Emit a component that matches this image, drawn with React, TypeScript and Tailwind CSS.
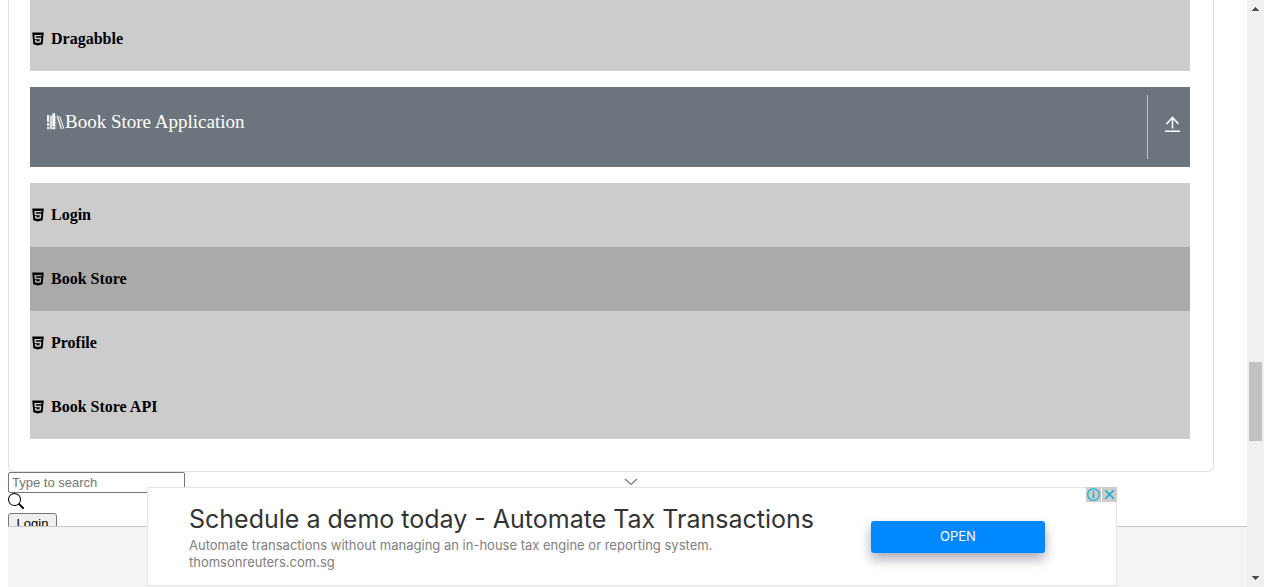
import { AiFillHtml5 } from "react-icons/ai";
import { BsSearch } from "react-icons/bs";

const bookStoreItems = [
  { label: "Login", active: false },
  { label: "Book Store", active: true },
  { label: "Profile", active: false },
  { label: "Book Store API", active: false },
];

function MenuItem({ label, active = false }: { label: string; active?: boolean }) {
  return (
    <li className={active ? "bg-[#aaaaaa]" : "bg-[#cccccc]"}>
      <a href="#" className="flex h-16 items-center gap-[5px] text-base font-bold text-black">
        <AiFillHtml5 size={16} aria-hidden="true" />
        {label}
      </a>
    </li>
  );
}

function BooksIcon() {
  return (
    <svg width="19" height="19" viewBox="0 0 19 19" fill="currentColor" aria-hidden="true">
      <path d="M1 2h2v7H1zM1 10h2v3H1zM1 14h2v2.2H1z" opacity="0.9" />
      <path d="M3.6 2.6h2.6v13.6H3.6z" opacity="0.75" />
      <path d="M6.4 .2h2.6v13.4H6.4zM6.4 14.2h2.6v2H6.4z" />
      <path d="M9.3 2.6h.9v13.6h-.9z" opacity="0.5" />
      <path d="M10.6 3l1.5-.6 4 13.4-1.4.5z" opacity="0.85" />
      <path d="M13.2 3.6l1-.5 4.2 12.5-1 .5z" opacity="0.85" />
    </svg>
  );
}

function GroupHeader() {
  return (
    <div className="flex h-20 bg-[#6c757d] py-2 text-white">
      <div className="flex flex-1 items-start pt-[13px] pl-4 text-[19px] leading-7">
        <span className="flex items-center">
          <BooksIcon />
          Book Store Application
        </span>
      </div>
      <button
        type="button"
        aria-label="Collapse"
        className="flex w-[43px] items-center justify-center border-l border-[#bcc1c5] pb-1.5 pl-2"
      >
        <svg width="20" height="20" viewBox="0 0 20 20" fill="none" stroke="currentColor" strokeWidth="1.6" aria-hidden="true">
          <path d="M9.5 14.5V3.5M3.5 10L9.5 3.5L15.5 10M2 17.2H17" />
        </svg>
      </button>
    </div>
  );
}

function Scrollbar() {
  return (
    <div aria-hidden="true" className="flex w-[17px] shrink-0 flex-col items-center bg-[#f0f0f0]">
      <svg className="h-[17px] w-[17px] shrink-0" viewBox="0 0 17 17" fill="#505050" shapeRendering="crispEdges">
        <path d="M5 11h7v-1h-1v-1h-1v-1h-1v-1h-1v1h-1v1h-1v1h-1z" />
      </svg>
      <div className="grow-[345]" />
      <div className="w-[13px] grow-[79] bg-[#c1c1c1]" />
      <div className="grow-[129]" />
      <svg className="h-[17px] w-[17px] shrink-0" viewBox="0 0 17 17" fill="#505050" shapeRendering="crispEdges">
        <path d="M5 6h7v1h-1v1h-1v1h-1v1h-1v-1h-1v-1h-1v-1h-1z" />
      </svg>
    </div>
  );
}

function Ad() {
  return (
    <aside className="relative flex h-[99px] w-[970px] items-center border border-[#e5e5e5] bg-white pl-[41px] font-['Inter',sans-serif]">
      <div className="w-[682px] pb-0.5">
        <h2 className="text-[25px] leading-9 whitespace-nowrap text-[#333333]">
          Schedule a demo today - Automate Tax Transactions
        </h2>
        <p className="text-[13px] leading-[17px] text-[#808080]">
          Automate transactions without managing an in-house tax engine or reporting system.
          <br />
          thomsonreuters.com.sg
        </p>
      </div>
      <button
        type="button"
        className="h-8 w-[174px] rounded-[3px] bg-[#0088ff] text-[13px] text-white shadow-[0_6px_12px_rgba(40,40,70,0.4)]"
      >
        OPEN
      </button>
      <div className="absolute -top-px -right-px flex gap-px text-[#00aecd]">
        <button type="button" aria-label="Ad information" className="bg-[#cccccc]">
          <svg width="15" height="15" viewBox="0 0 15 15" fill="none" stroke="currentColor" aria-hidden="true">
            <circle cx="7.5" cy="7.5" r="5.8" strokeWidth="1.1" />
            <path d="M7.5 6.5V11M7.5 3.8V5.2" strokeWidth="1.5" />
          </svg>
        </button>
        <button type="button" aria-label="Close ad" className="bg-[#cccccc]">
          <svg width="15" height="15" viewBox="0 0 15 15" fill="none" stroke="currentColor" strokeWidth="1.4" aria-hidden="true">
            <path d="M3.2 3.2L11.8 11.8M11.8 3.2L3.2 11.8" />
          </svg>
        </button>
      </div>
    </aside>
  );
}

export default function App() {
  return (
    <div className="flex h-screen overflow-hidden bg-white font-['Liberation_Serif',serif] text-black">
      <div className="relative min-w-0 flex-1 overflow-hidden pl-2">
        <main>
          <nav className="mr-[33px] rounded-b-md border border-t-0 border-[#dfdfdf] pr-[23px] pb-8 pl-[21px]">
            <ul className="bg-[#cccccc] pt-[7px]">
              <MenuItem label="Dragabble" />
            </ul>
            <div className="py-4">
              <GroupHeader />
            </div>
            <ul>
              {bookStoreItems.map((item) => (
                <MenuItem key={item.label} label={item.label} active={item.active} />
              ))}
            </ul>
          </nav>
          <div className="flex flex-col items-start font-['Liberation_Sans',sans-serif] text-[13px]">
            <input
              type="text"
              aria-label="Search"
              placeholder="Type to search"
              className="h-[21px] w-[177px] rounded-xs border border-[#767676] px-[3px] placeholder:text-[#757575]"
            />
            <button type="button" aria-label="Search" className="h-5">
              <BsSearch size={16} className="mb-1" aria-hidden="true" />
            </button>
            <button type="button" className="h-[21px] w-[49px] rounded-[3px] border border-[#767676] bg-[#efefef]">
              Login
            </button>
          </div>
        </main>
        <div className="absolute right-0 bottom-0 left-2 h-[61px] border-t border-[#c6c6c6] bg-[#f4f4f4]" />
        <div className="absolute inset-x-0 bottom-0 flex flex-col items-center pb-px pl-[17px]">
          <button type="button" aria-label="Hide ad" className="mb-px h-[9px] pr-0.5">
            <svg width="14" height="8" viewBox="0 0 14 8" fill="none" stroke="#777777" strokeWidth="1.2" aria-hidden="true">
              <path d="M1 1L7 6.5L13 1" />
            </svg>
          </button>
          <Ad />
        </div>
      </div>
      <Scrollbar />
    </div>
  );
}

※

◆ **WHAT YOU SHOULD DO**: Copy every line above word for word and exclude the pictures.

◆ **ANSWER TO THIS TASK**:
Emit a component that matches this image, drawn with React, TypeScript and Tailwind CSS.
import { AiFillHtml5 } from "react-icons/ai";
import { BsSearch } from "react-icons/bs";

const bookStoreItems = [
  { label: "Login", active: false },
  { label: "Book Store", active: true },
  { label: "Profile", active: false },
  { label: "Book Store API", active: false },
];

function MenuItem({ label, active = false }: { label: string; active?: boolean }) {
  return (
    <li className={active ? "bg-[#aaaaaa]" : "bg-[#cccccc]"}>
      <a href="#" className="flex h-16 items-center gap-[5px] text-base font-bold text-black">
        <AiFillHtml5 size={16} aria-hidden="true" />
        {label}
      </a>
    </li>
  );
}

function BooksIcon() {
  return (
    <svg width="19" height="19" viewBox="0 0 19 19" fill="currentColor" aria-hidden="true">
      <path d="M1 2h2v7H1zM1 10h2v3H1zM1 14h2v2.2H1z" opacity="0.9" />
      <path d="M3.6 2.6h2.6v13.6H3.6z" opacity="0.75" />
      <path d="M6.4 .2h2.6v13.4H6.4zM6.4 14.2h2.6v2H6.4z" />
      <path d="M9.3 2.6h.9v13.6h-.9z" opacity="0.5" />
      <path d="M10.6 3l1.5-.6 4 13.4-1.4.5z" opacity="0.85" />
      <path d="M13.2 3.6l1-.5 4.2 12.5-1 .5z" opacity="0.85" />
    </svg>
  );
}

function GroupHeader() {
  return (
    <div className="flex h-20 bg-[#6c757d] py-2 text-white">
      <div className="flex flex-1 items-start pt-[13px] pl-4 text-[19px] leading-7">
        <span className="flex items-center">
          <BooksIcon />
          Book Store Application
        </span>
      </div>
      <button
        type="button"
        aria-label="Collapse"
        className="flex w-[43px] items-center justify-center border-l border-[#bcc1c5] pb-1.5 pl-2"
      >
        <svg width="20" height="20" viewBox="0 0 20 20" fill="none" stroke="currentColor" strokeWidth="1.6" aria-hidden="true">
          <path d="M9.5 14.5V3.5M3.5 10L9.5 3.5L15.5 10M2 17.2H17" />
        </svg>
      </button>
    </div>
  );
}

function Scrollbar() {
  return (
    <div aria-hidden="true" className="flex w-[17px] shrink-0 flex-col items-center bg-[#f0f0f0]">
      <svg className="h-[17px] w-[17px] shrink-0" viewBox="0 0 17 17" fill="#505050" shapeRendering="crispEdges">
        <path d="M5 11h7v-1h-1v-1h-1v-1h-1v-1h-1v1h-1v1h-1v1h-1z" />
      </svg>
      <div className="grow-[345]" />
      <div className="w-[13px] grow-[79] bg-[#c1c1c1]" />
      <div className="grow-[129]" />
      <svg className="h-[17px] w-[17px] shrink-0" viewBox="0 0 17 17" fill="#505050" shapeRendering="crispEdges">
        <path d="M5 6h7v1h-1v1h-1v1h-1v1h-1v-1h-1v-1h-1v-1h-1z" />
      </svg>
    </div>
  );
}

function Ad() {
  return (
    <aside className="relative flex h-[99px] w-[970px] items-center border border-[#e5e5e5] bg-white pl-[41px] font-['Inter',sans-serif]">
      <div className="w-[682px] pb-0.5">
        <h2 className="text-[25px] leading-9 whitespace-nowrap text-[#333333]">
          Schedule a demo today - Automate Tax Transactions
        </h2>
        <p className="text-[13px] leading-[17px] text-[#808080]">
          Automate transactions without managing an in-house tax engine or reporting system.
          <br />
          thomsonreuters.com.sg
        </p>
      </div>
      <button
        type="button"
        className="h-8 w-[174px] rounded-[3px] bg-[#0088ff] text-[13px] text-white shadow-[0_6px_12px_rgba(40,40,70,0.4)]"
      >
        OPEN
      </button>
      <div className="absolute -top-px -right-px flex gap-px text-[#00aecd]">
        <button type="button" aria-label="Ad information" className="bg-[#cccccc]">
          <svg width="15" height="15" viewBox="0 0 15 15" fill="none" stroke="currentColor" aria-hidden="true">
            <circle cx="7.5" cy="7.5" r="5.8" strokeWidth="1.1" />
            <path d="M7.5 6.5V11M7.5 3.8V5.2" strokeWidth="1.5" />
          </svg>
        </button>
        <button type="button" aria-label="Close ad" className="bg-[#cccccc]">
          <svg width="15" height="15" viewBox="0 0 15 15" fill="none" stroke="currentColor" strokeWidth="1.4" aria-hidden="true">
            <path d="M3.2 3.2L11.8 11.8M11.8 3.2L3.2 11.8" />
          </svg>
        </button>
      </div>
    </aside>
  );
}

export default function App() {
  return (
    <div className="flex h-screen overflow-hidden bg-white font-['Liberation_Serif',serif] text-black">
      <div className="relative min-w-0 flex-1 overflow-hidden pl-2">
        <main>
          <nav className="mr-[33px] rounded-b-md border border-t-0 border-[#dfdfdf] pr-[23px] pb-8 pl-[21px]">
            <ul className="bg-[#cccccc] pt-[7px]">
              <MenuItem label="Dragabble" />
            </ul>
            <div className="py-4">
              <GroupHeader />
            </div>
            <ul>
              {bookStoreItems.map((item) => (
                <MenuItem key={item.label} label={item.label} active={item.active} />
              ))}
            </ul>
          </nav>
          <div className="flex flex-col items-start font-['Liberation_Sans',sans-serif] text-[13px]">
            <input
              type="text"
              aria-label="Search"
              placeholder="Type to search"
              className="h-[21px] w-[177px] rounded-xs border border-[#767676] px-[3px] placeholder:text-[#757575]"
            />
            <button type="button" aria-label="Search" className="h-5">
              <BsSearch size={16} className="mb-1" aria-hidden="true" />
            </button>
            <button type="button" className="h-[21px] w-[49px] rounded-[3px] border border-[#767676] bg-[#efefef]">
              Login
            </button>
          </div>
        </main>
        <div className="absolute right-0 bottom-0 left-2 h-[61px] border-t border-[#c6c6c6] bg-[#f4f4f4]" />
        <div className="absolute inset-x-0 bottom-0 flex flex-col items-center pb-px pl-[17px]">
          <button type="button" aria-label="Hide ad" className="mb-px h-[9px] pr-0.5">
            <svg width="14" height="8" viewBox="0 0 14 8" fill="none" stroke="#777777" strokeWidth="1.2" aria-hidden="true">
              <path d="M1 1L7 6.5L13 1" />
            </svg>
          </button>
          <Ad />
        </div>
      </div>
      <Scrollbar />
    </div>
  );
}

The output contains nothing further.